Cordless Phone Radiation Alters Heart Rate, New Study Shows
Cordless phone radiation was studied in a simple, double blind study conducted by Dr. Magda Havas and Dr. Jeff Marrongelle on volunteers in Colorado. The question they asked was: Do DECT phones (a popular type of cordless phone) affect the heart? The answer was a resounding YES.
This six-minute video explains in a wonderfully simple way, with abundant visual aids, exactly how the research into cordless phone radiation from DECT phones (Digital Electronic Cordless Telephones) was conducted, and what the results were.
In a simple, double-blind study, Drs. Havas and Marrongelle showed that exposure to non-thermal levels of radiation from DECT phones had a measurable, significant effect on many test subjects' heart rates.

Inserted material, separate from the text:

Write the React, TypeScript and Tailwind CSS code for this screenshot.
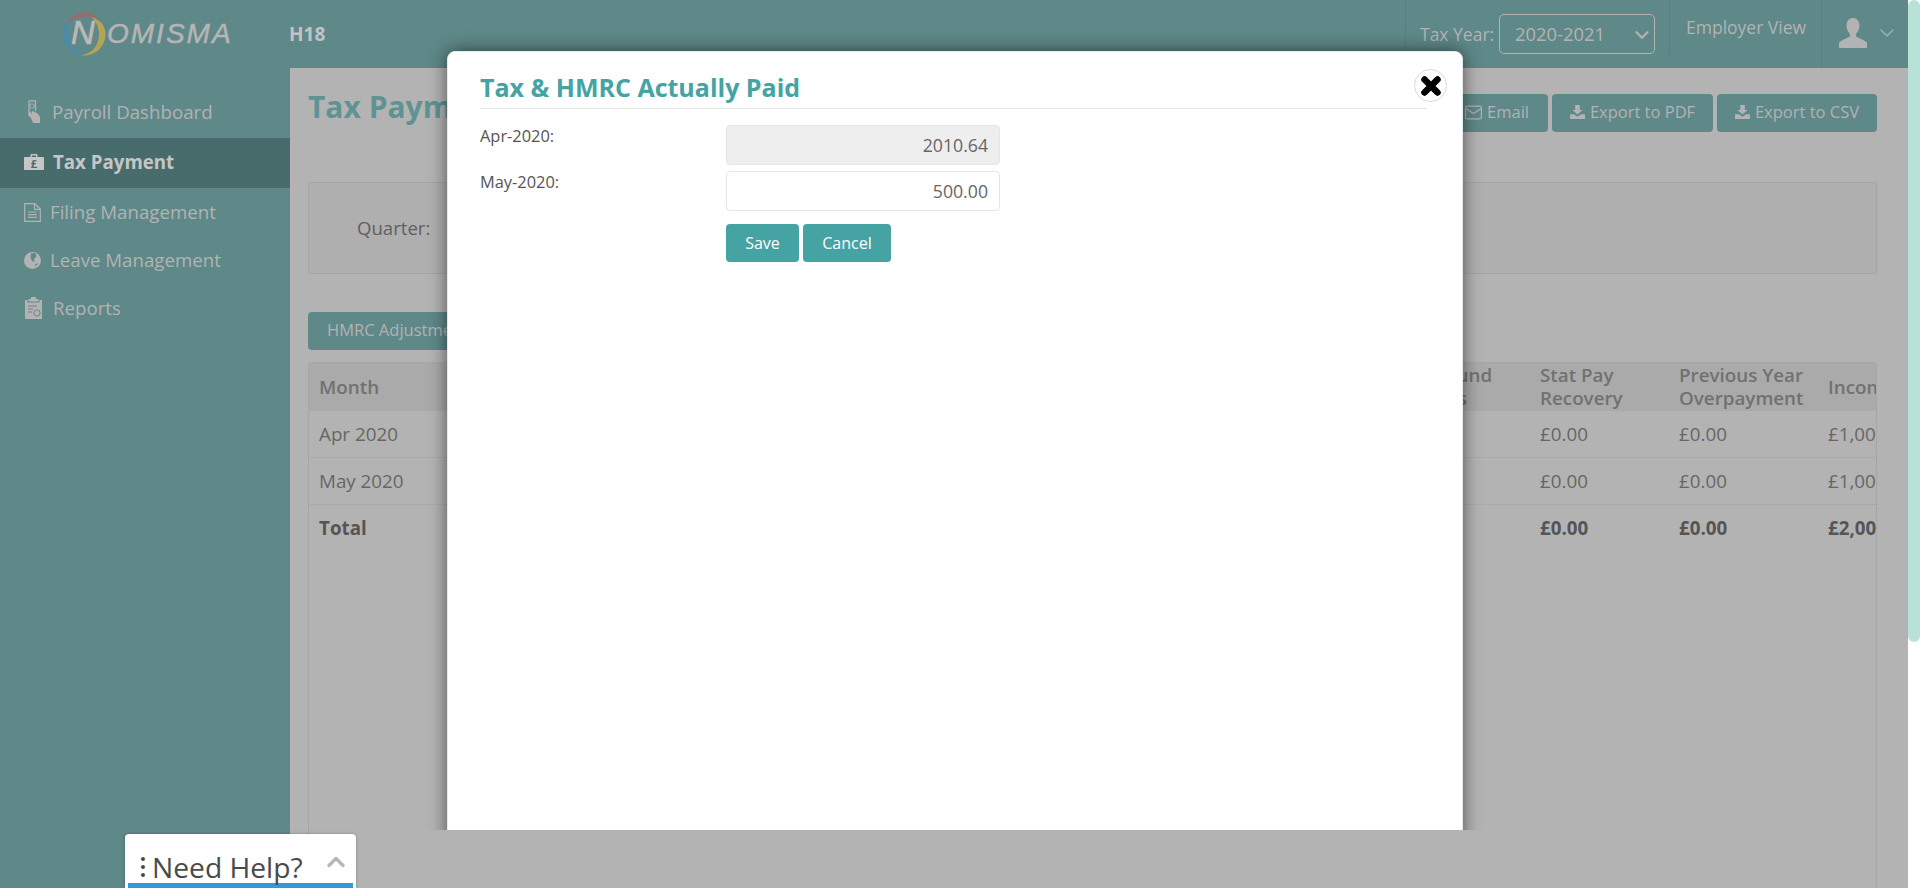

The level of radiation emitted by the DECT phones they used in this study was a mere 0.3% of the U.S. and Canadian safety guidelines, yet it had profound effects. The frequency used in the study, 2.4 GHz, is the same frequency used by wireless routers and microwave ovens.
One of the first things that struck me after watching this video presentation was: Heart rates are very easy to measure, and this study showed a great increase in heart rates in some people due to exposure to cordless phone radiation.
Isn't it probable that there are other negative health effects caused by the radiation from this type of phone that aren't so immediately visible, or easy to measure? People who are electro-sensitive report a variety of very unpleasant effects. What else might be happening, say, on a cellular level?
And what about the toxic stew of dirty electricity which many of us are exposed to from cell phone masts, our own and other people's cell phones and cordless phones (such as from neighboring homes or apartments, or at work), and other sources?
Remember, the level of non-thermal radiation to which the volunteers in this study were exposed was well below Canadian and U.S. "safety" guidelines.
For years, people who are electro-hypersensitive have been scoffed at by many doctors and the media. We hope that's beginning to change. We applaud Drs. Havas and Marrongelle for their work. The study described in the video above has been accepted for publication in a peer-reviewed journal and will be published in the summer of 2010.